I don't know where to begin. I'm not even quite sure what happened.
Though, one version goes like this:
It was a Saturday.
RK was out on a huge bike ride. I planned on sitting at the computer and working all day.
I walked out of the apartment to get toilet paper at walgreens.
I came home with a dog.
And not just any dog. The most gorgeous little girl dog I've ever seen. I have never, in my life, felt this way about a little furry creature.
Yes, yes, I like animals--though many of my friends think I'm slightly cold or distant when it comes to their animals, or I don't like their cats... I DO, honestly. I like them.
But this? THIS is love. It's crazy. I feel a little crazy.
When I picked her up from the little open cage that held her and a few other rescued dogs, waiting to be adopted, I held her to my chest and she melted into me. Tears started streaming down my face and I couldn't talk. It was a completely surreal moment as the people around began turning towards me asking if this was my dog? was i adopting? had anyone ever seen a dog relax into someone like that? hey, thats magic! wow! what you two have is something! ohmygod, did someone just fall in love? wow, look at you two together! It felt amazing, but what I said outloud was, "oh, I don't know. I just came out to get some toilet paper, really, but...but....yet...I can't seem to put her down" ohno, don't put her down! they all cried in unison (it seemed) that's your dog! take her home! that doesn't often happen like that (or) that's what happened to me and my dog, that's just how it happened, we fell in love.
It was clear, I was going home with this dog.

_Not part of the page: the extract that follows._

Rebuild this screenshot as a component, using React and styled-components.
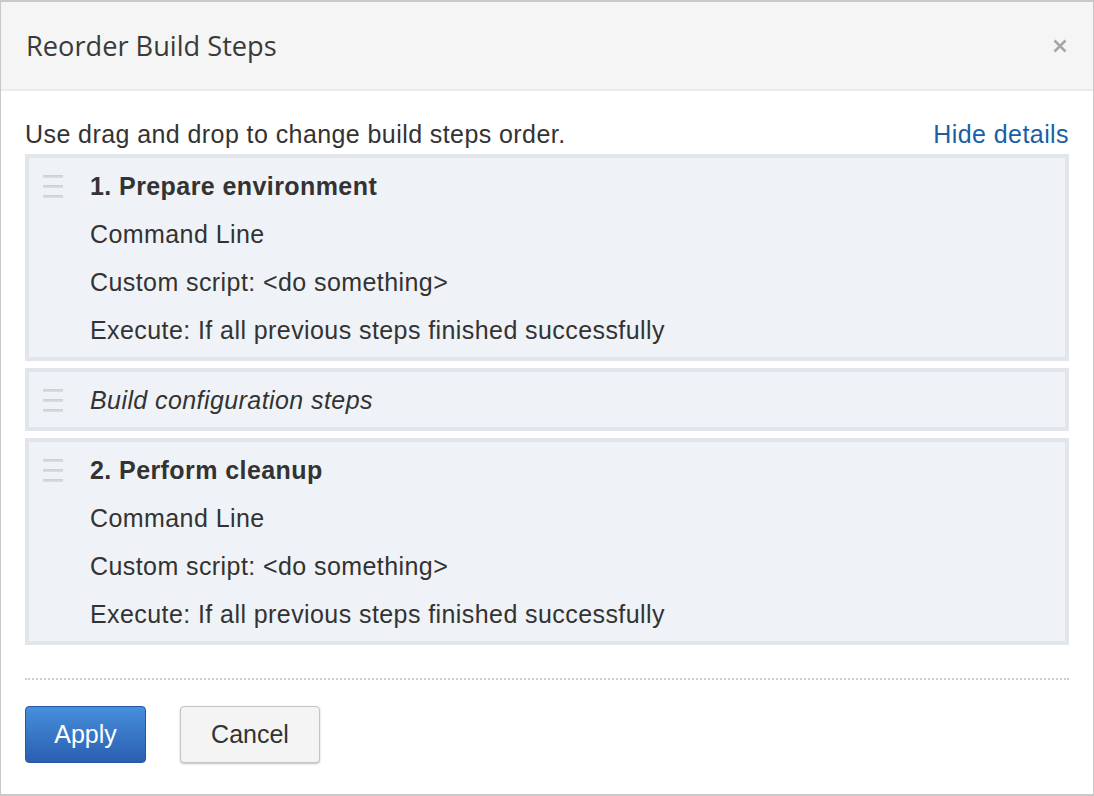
import styled, { createGlobalStyle } from "styled-components";

const Global = createGlobalStyle`
  html, body {
    margin: 0;
    padding: 0;
    background: #fff;
  }
  * {
    box-sizing: border-box;
  }
`;

const Dialog = styled.div`
  width: 1094px;
  height: 796px;
  display: flex;
  flex-direction: column;
  border: 1px solid #c8c8c8;
  border-top-width: 2px;
  border-bottom-width: 2px;
  background: #fff;
  font-family: "Liberation Sans", Arial, sans-serif;
  color: #333;
`;

const Header = styled.div`
  height: 89px;
  flex-shrink: 0;
  display: flex;
  align-items: center;
  justify-content: space-between;
  padding: 0 25px 0 25px;
  background: #f5f5f5;
  border-bottom: 2px solid #ebebeb;
`;

const Title = styled.h1`
  margin: 0;
  font-family: "Open Sans", "Noto Sans", sans-serif;
  font-weight: 400;
  font-size: 27.2px;
  color: #3a3a3a;
`;

const Close = styled.button`
  border: none;
  background: none;
  padding: 0;
  margin-right: 1px;
  width: 14px;
  height: 14px;
  display: flex;
  cursor: pointer;
`;

const Body = styled.div`
  padding: 28px 24px 0 24px;
  display: flex;
  flex-direction: column;
`;

const Intro = styled.div`
  display: flex;
  justify-content: space-between;
  align-items: center;
  font-size: 25px;
  letter-spacing: 0.42px;
  line-height: 30px;
  margin-bottom: 5px;
`;

const Link = styled.a`
  color: #1a5fa3;
  text-decoration: none;
  cursor: pointer;
`;

const StepList = styled.div`
  display: flex;
  flex-direction: column;
  gap: 7px;
`;

const Step = styled.div`
  display: flex;
  align-items: flex-start;
  padding: 4px 0 3px 14px;
  background: #eff2f6;
  border: 4px solid #e2e6ec;
`;

const Handle = styled.div`
  width: 20px;
  height: 48px;
  margin-right: 27px;
  flex-shrink: 0;
  display: flex;
  flex-direction: column;
  justify-content: center;
  gap: 7px;
`;

const Bar = styled.span`
  display: block;
  height: 3px;
  background: linear-gradient(#cbced2, #dcdfe3);
`;

const StepBody = styled.div`
  display: flex;
  flex-direction: column;
  font-size: 25px;
  letter-spacing: 0.42px;
  line-height: 48px;
`;

const StepTitle = styled.div`
  font-weight: ${(p) => (p.$italic ? 400 : 700)};
  font-style: ${(p) => (p.$italic ? "italic" : "normal")};
`;

const Detail = styled.div``;

const Footer = styled.div`
  margin: 33px 24px 0 24px;
  padding-top: 26px;
  border-top: 2px dotted #cdcdcd;
  display: flex;
  gap: 34px;
`;

const Button = styled.button`
  height: 57px;
  width: ${(p) => (p.$primary ? 121 : 140)}px;
  padding: 0;
  font-family: "Liberation Sans", Arial, sans-serif;
  font-size: 25px;
  border-radius: 4px;
  cursor: pointer;
  color: ${(p) => (p.$primary ? "#fff" : "#333")};
  background: ${(p) =>
    p.$primary ? "linear-gradient(#4690db, #2b5eb0)" : "#f4f4f4"};
  border: ${(p) => (p.$primary ? "1px solid #2856a3" : "1px solid #c4c4c4")};
  box-shadow: ${(p) =>
    p.$primary ? "none" : "0 1px 2px rgba(0,0,0,0.25)"};
`;

const HandleIcon = () => (
  <Handle>
    <Bar />
    <Bar />
    <Bar />
  </Handle>
);

const steps = [
  { title: "1. Prepare environment", details: true },
  { title: "Build configuration steps", italic: true },
  { title: "2. Perform cleanup", details: true },
];

export default function App() {
  return (
    <>
      <Global />
      <Dialog>
        <Header>
          <Title>Reorder Build Steps</Title>
          <Close aria-label="Close">
            <svg width="14" height="14" viewBox="0 0 14 14">
              <path
                d="M1.5 1.5 L12.5 12.5 M12.5 1.5 L1.5 12.5"
                stroke="#a6a6a6"
                strokeWidth="2.6"
              />
            </svg>
          </Close>
        </Header>
        <Body>
          <Intro>
            <span>Use drag and drop to change build steps order.</span>
            <Link>Hide details</Link>
          </Intro>
          <StepList>
            {steps.map((s) => (
              <Step key={s.title}>
                <HandleIcon />
                <StepBody>
                  <StepTitle $italic={s.italic}>{s.title}</StepTitle>
                  {s.details && (
                    <>
                      <Detail>Command Line</Detail>
                      <Detail>Custom script: &lt;do something&gt;</Detail>
                      <Detail>
                        Execute: If all previous steps finished successfully
                      </Detail>
                    </>
                  )}
                </StepBody>
              </Step>
            ))}
          </StepList>
        </Body>
        <Footer>
          <Button $primary>Apply</Button>
          <Button>Cancel</Button>
        </Footer>
      </Dialog>
    </>
  );
}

The moment I walked away from that corner, with this little, innocent, soft-furred being, I immediately suffered mom-fear: What if she cuts her paw on a piece of glass? What if another dog bites her? What if she gets hit by a car? Ohmygod, she's gonna die one of these days. I don't want to loose her! I went through it all. Then, I got home, put her on my lap and waited.
For the next 5 hours, she slept, I stroked her gorgeous coat, I stared at her and I thought about what I was going to tell RK when he got home*.
Another version is that I was ready to fall in love. I was ready to make another commitment in my life. Thank you to anon, for sending me that Ferris video clip, it made me sit up just a little bit more and look around a little bit more clearly. The fact is, I inked messages on my forearms for this very reason: I want to be here now and be able to let go at the very same time. Stella Marie, this innocent, soft-furred being, is forcing me to do this.
*I needn't have spent much time thinking about what to say to RK. He walked in the door, took one look at her and that's all she wrote.